# Sealant for paint on mirror!



## k64rich (Jan 24, 2021)

Hey everyone,

I recently painted on a few mirrors with acrylic paint. I want to seal the paint to make sure it stays on and to give it a little bit of a shine. I used the "Dishwasher-Safe Gloss" Mod Podge and I like how it looks on top of the paint, however- I can still see the Mod Podge on the mirror (where there is no paint) and it makes it a little bit foggy. 

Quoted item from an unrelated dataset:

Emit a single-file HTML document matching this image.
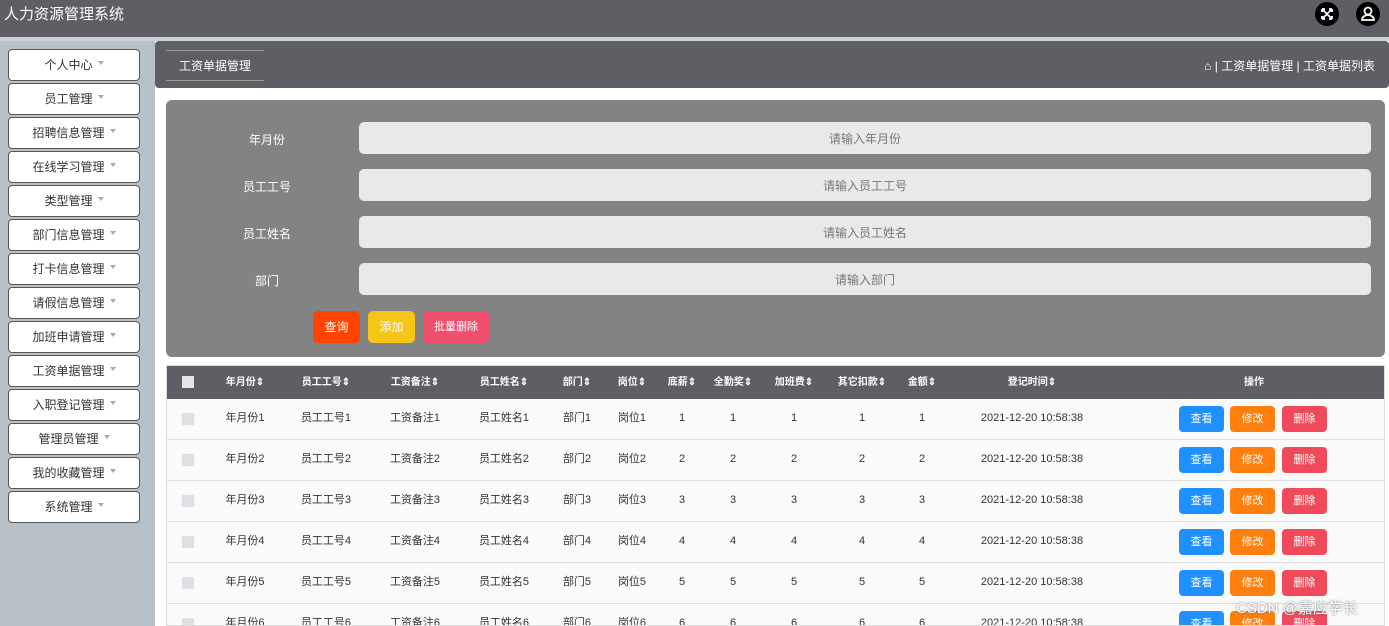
<!DOCTYPE html>
<html><head><meta charset="utf-8"><style>
*{margin:0;padding:0;box-sizing:border-box}
body{width:1389px;height:626px;overflow:hidden;background:#fff;font-family:"Liberation Sans","Noto Sans CJK SC",sans-serif;font-size:12px;color:#333;position:relative}
.top{position:absolute;left:0;top:0;width:1389px;height:37px;background:#5f5e64;color:#fff;font-size:15px;line-height:29px;padding-left:4px}
.strip{position:absolute;left:0;top:37px;width:1389px;height:4px;background:#c9d3d5}
.side{position:absolute;left:0;top:41px;width:155px;height:585px;background:#b9c1c8}
.sb{position:absolute;left:8px;width:132px;height:32px;background:#fff;border:1px solid #555;border-radius:4px;text-align:center;line-height:31px;font-size:12px;color:#333}
.sb:after{content:"";display:inline-block;margin-left:5px;border:3.5px solid transparent;border-top:4px solid #aaa;vertical-align:1px}
.bc{position:absolute;left:155px;top:41px;width:1234px;height:47px;background:#5f5e64;border-radius:4px;color:#fff}
.bc .t{position:absolute;left:11px;top:9px;width:98px;height:31px;border-top:1px solid #999;border-bottom:1px solid #999;text-align:center;line-height:30px}
.bc .r{position:absolute;right:14px;top:16px}
.panel{position:absolute;left:166px;top:100px;width:1219px;height:257px;background:#838383;border-radius:6px}
.lab{position:absolute;width:200px;left:167px;text-align:center;color:#fff}
.inp{position:absolute;left:359px;width:1012px;height:32px;background:#e9e9eb;border-radius:5px;text-align:center;line-height:34px;color:#777}
.btn{position:absolute;height:32px;border-radius:5px;color:#fff;text-align:center;line-height:32px}
.tbl{position:absolute;left:166px;top:365px;width:1219px;height:261px;border:1px solid #ddd;overflow:hidden;font-size:11px}
.hd{height:33px;background:#5f5e64;color:#fff;font-weight:bold;font-size:10px;position:relative}
.row{height:41px;position:relative;border-bottom:1px solid #ddd;background:#fafafa}
.c{position:absolute;top:0;transform:translateX(-50%);white-space:nowrap}
.hd .c{line-height:33px}.row .c{line-height:39px}
.cb{position:absolute;left:15px;width:12px;height:12px;background:#dde0e4}
.ob{position:absolute;top:7px;width:45px;height:26px;border-radius:4px;color:#fff;text-align:center;line-height:26px;font-size:11px}
.ic{position:absolute;top:2px;width:24px;height:24px;border-radius:50%;background:#000}
</style></head><body>
<div class="top">人力资源管理系统</div>
<div class="ic" style="left:1315px"><svg width="24" height="24" viewBox="0 0 24 24" fill="none" stroke="#fff" stroke-width="1.8"><path d="M8 8l8 8M16 8l-8 8M7 7h3M7 7v3M17 7h-3M17 7v3M7 17h3M7 17v-3M17 17h-3M17 17v-3"/></svg></div>
<div class="ic" style="left:1356px"><svg width="24" height="24" viewBox="0 0 24 24" fill="none" stroke="#fff" stroke-width="1.8"><circle cx="12" cy="9" r="3.5"/><path d="M6 18c0-3 3-5 6-5s6 2 6 5z"/></svg></div>
<div class="strip"></div>
<div class="side"></div>
<div class="sb" style="top:49px">个人中心</div>
<div class="sb" style="top:83px">员工管理</div>
<div class="sb" style="top:117px">招聘信息管理</div>
<div class="sb" style="top:151px">在线学习管理</div>
<div class="sb" style="top:185px">类型管理</div>
<div class="sb" style="top:219px">部门信息管理</div>
<div class="sb" style="top:253px">打卡信息管理</div>
<div class="sb" style="top:287px">请假信息管理</div>
<div class="sb" style="top:321px">加班申请管理</div>
<div class="sb" style="top:355px">工资单据管理</div>
<div class="sb" style="top:389px">入职登记管理</div>
<div class="sb" style="top:423px">管理员管理</div>
<div class="sb" style="top:457px">我的收藏管理</div>
<div class="sb" style="top:491px">系统管理</div>
<div class="bc"><div class="t">工资单据管理</div><div class="r">⌂ | 工资单据管理 | 工资单据列表</div></div>
<div class="panel"></div>
<div class="lab" style="top:131px">年月份</div><div class="inp" style="top:122px">请输入年月份</div>
<div class="lab" style="top:178px">员工工号</div><div class="inp" style="top:169px">请输入员工工号</div>
<div class="lab" style="top:225px">员工姓名</div><div class="inp" style="top:216px">请输入员工姓名</div>
<div class="lab" style="top:272px">部门</div><div class="inp" style="top:263px">请输入部门</div>
<div class="btn" style="left:313px;top:311px;width:47px;background:#ff4500">查询</div>
<div class="btn" style="left:368px;top:311px;width:47px;background:#f5c518">添加</div>
<div class="btn" style="left:423px;top:311px;width:66px;background:#f0506e;font-size:11px">批量删除</div>
<div class="tbl">
<div class="hd"><div class="cb" style="top:10px;background:#e6e6e6"></div>
<span class="c" style="left:78px">年月份⇕</span><span class="c" style="left:159px">员工工号⇕</span><span class="c" style="left:248px">工资备注⇕</span><span class="c" style="left:337px">员工姓名⇕</span><span class="c" style="left:410px">部门⇕</span><span class="c" style="left:465px">岗位⇕</span><span class="c" style="left:515px">底薪⇕</span><span class="c" style="left:566px">全勤奖⇕</span><span class="c" style="left:627px">加班费⇕</span><span class="c" style="left:695px">其它扣款⇕</span><span class="c" style="left:755px">金额⇕</span><span class="c" style="left:865px">登记时间⇕</span><span class="c" style="left:1087px">操作</span></div>
<div class="row"><div class="cb" style="top:14px"></div><span class="c" style="left:78px">年月份1</span><span class="c" style="left:159px">员工工号1</span><span class="c" style="left:248px">工资备注1</span><span class="c" style="left:337px">员工姓名1</span><span class="c" style="left:410px">部门1</span><span class="c" style="left:465px">岗位1</span><span class="c" style="left:515px">1</span><span class="c" style="left:566px">1</span><span class="c" style="left:627px">1</span><span class="c" style="left:695px">1</span><span class="c" style="left:755px">1</span><span class="c" style="left:865px">2021-12-20 10:58:38</span><div class="ob" style="left:1012px;background:#1e90ff">查看</div><div class="ob" style="left:1063px;background:#ff7f0e">修改</div><div class="ob" style="left:1115px;background:#f04a5a">删除</div></div>
<div class="row"><div class="cb" style="top:14px"></div><span class="c" style="left:78px">年月份2</span><span class="c" style="left:159px">员工工号2</span><span class="c" style="left:248px">工资备注2</span><span class="c" style="left:337px">员工姓名2</span><span class="c" style="left:410px">部门2</span><span class="c" style="left:465px">岗位2</span><span class="c" style="left:515px">2</span><span class="c" style="left:566px">2</span><span class="c" style="left:627px">2</span><span class="c" style="left:695px">2</span><span class="c" style="left:755px">2</span><span class="c" style="left:865px">2021-12-20 10:58:38</span><div class="ob" style="left:1012px;background:#1e90ff">查看</div><div class="ob" style="left:1063px;background:#ff7f0e">修改</div><div class="ob" style="left:1115px;background:#f04a5a">删除</div></div>
<div class="row"><div class="cb" style="top:14px"></div><span class="c" style="left:78px">年月份3</span><span class="c" style="left:159px">员工工号3</span><span class="c" style="left:248px">工资备注3</span><span class="c" style="left:337px">员工姓名3</span><span class="c" style="left:410px">部门3</span><span class="c" style="left:465px">岗位3</span><span class="c" style="left:515px">3</span><span class="c" style="left:566px">3</span><span class="c" style="left:627px">3</span><span class="c" style="left:695px">3</span><span class="c" style="left:755px">3</span><span class="c" style="left:865px">2021-12-20 10:58:38</span><div class="ob" style="left:1012px;background:#1e90ff">查看</div><div class="ob" style="left:1063px;background:#ff7f0e">修改</div><div class="ob" style="left:1115px;background:#f04a5a">删除</div></div>
<div class="row"><div class="cb" style="top:14px"></div><span class="c" style="left:78px">年月份4</span><span class="c" style="left:159px">员工工号4</span><span class="c" style="left:248px">工资备注4</span><span class="c" style="left:337px">员工姓名4</span><span class="c" style="left:410px">部门4</span><span class="c" style="left:465px">岗位4</span><span class="c" style="left:515px">4</span><span class="c" style="left:566px">4</span><span class="c" style="left:627px">4</span><span class="c" style="left:695px">4</span><span class="c" style="left:755px">4</span><span class="c" style="left:865px">2021-12-20 10:58:38</span><div class="ob" style="left:1012px;background:#1e90ff">查看</div><div class="ob" style="left:1063px;background:#ff7f0e">修改</div><div class="ob" style="left:1115px;background:#f04a5a">删除</div></div>
<div class="row"><div class="cb" style="top:14px"></div><span class="c" style="left:78px">年月份5</span><span class="c" style="left:159px">员工工号5</span><span class="c" style="left:248px">工资备注5</span><span class="c" style="left:337px">员工姓名5</span><span class="c" style="left:410px">部门5</span><span class="c" style="left:465px">岗位5</span><span class="c" style="left:515px">5</span><span class="c" style="left:566px">5</span><span class="c" style="left:627px">5</span><span class="c" style="left:695px">5</span><span class="c" style="left:755px">5</span><span class="c" style="left:865px">2021-12-20 10:58:38</span><div class="ob" style="left:1012px;background:#1e90ff">查看</div><div class="ob" style="left:1063px;background:#ff7f0e">修改</div><div class="ob" style="left:1115px;background:#f04a5a">删除</div></div>
<div class="row"><div class="cb" style="top:14px"></div><span class="c" style="left:78px">年月份6</span><span class="c" style="left:159px">员工工号6</span><span class="c" style="left:248px">工资备注6</span><span class="c" style="left:337px">员工姓名6</span><span class="c" style="left:410px">部门6</span><span class="c" style="left:465px">岗位6</span><span class="c" style="left:515px">6</span><span class="c" style="left:566px">6</span><span class="c" style="left:627px">6</span><span class="c" style="left:695px">6</span><span class="c" style="left:755px">6</span><span class="c" style="left:865px">2021-12-20 10:58:38</span><div class="ob" style="left:1012px;background:#1e90ff">查看</div><div class="ob" style="left:1063px;background:#ff7f0e">修改</div><div class="ob" style="left:1115px;background:#f04a5a">删除</div></div>
</div>
<div style="position:absolute;left:1236px;top:597px;color:#fff;font-size:15px;text-shadow:0 0 2px #666">CSDN @嘉应学长</div>
</body></html>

Does anyone know of a reputable sealant to use on a mirror and will dry completely transparent?

Thank you in advance 
-K


----------



## Tonyb663 (Feb 6, 2021)

Ah yes. Mirrors are the devil sometimes. You are best to go with an enamel paint when working with mirrors because you can’t our anything on the mirror without ended up seeing it in the end. If you already painted you masterpiece and don’t want to ruin it...well here’s a link that will help
How to Seal Acrylic Paint on Glass: A Quick Guide


----------



## k64rich (Jan 24, 2021)

Tonyb663 said:


> Ah yes. Mirrors are the devil sometimes. You are best to go with an enamel paint when working with mirrors because you can’t our anything on the mirror without ended up seeing it in the end. If you already painted you masterpiece and don’t want to ruin it...well here’s a link that will help
> How to Seal Acrylic Paint on Glass: A Quick Guide


Thank you so much


----------